I started investing in some years ago and I have a special
skill in picking stocks which are fraudulent and will quickly drop a lot. Some examples were:

  • CLDR which dropped from $10 to $5 overnight
  • LAKE
  • AIMT which dropped hard after FDA approval
  • INPX down 60-80% after reverse split news

What insurance or safety do investors have against rapid price movement, bear raids, or heavy shorting? Considering AIMT dropped from 36-38 to 20, beginning long before the Corona virus outbreak.

More precisely is there any safety or insurance for investors when this scenario is happening?

  • Company A has a market cap of X with a stock price of Y
  • Company B wants to buy out company A
  • Company B starts to manipulate and spread false news about company A
  • Company B collaborates with investment banks and hedge funds to bring the valuation down,
  • Company A drops 1/2 to 2/3 of its original price Y
  • Company B makes a generous offer and buys company A at this depressed price, perhaps at 1/2 the original valuation

While price is dropping, there is only good news about company A. In some cases, a company B board member could have insider information, timing the buyout before good news is released to the public (for example, a pending drug approval).

Investors were right:

  • They invested their money in a good company
  • Good news was released along the way (FDA approval, good sales numbers, new product pipeline, buyout news, more investments from companies)
  • Any yet in the end they lost 50% of their investment

Something similar can happen with AIMT (A company) and Nestle (B company). AIMT is dropping price rapidly after a lot of risks went out from the picture.

Based on this video:

I believe that in the short or mid term that stock price can be easily manipulated with fake news and naked shorting. The SEC is unable to do anything about it (I have seen this in multiple cases).

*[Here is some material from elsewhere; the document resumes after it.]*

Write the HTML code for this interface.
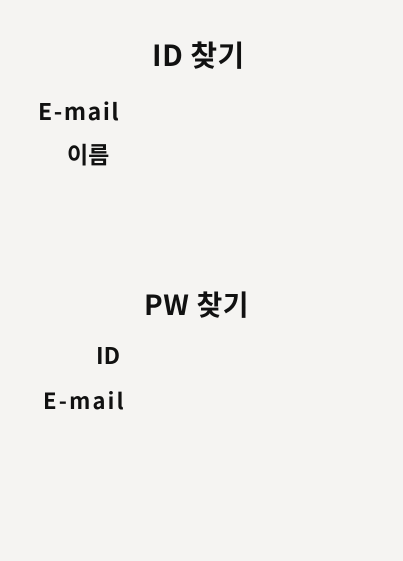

I have come to believe that investing in small companies and not indexes for the long term is just gambling because price can be easily manipulated as explained above. CEOs and CFOs can lie without much consequence. They can use buzzwords which can generate high interest in the stock (pump and dump with secondary offering e.g. Corona virus stocks or INPX). However, I don’t think that
this is true for companies with huge market caps because it’s harder to manipulate them.

Thank you very much for any insights or ideas that you have!

One Answer

Short positions don't change the financial fundamentals or the business prospects of a company. Large short positions can only successfully respond to serious problems.

A company with large investments in another company must disclose the investments and often needs government approval. If the approval happens quickly then it's probably just acknowledgement of the receiving a notice filing.

I can't find the reason for a large short position in AIMT except that the launch of the new product shows the current market demand versus the previous potential market demand. However, Nestle is very interested in something and it may be the future development. The recent drop in stock price continued as if in response to, or in spite of, the Nestle investment.

I would take the new funding of the development-stage company to be good news because the company does have future prospects in addition to the current product. The newly issued shares don't trade in the float and the company directly receives the funds from the newly issued shares.

Oh, concerning AIMT, the FDA is requiring that prescribing doctors participate in a "Risk Evaluation and Mitigation Strategy" and that's something like a conditional approval. But Nestle doesn't seem to be concerned about the situation.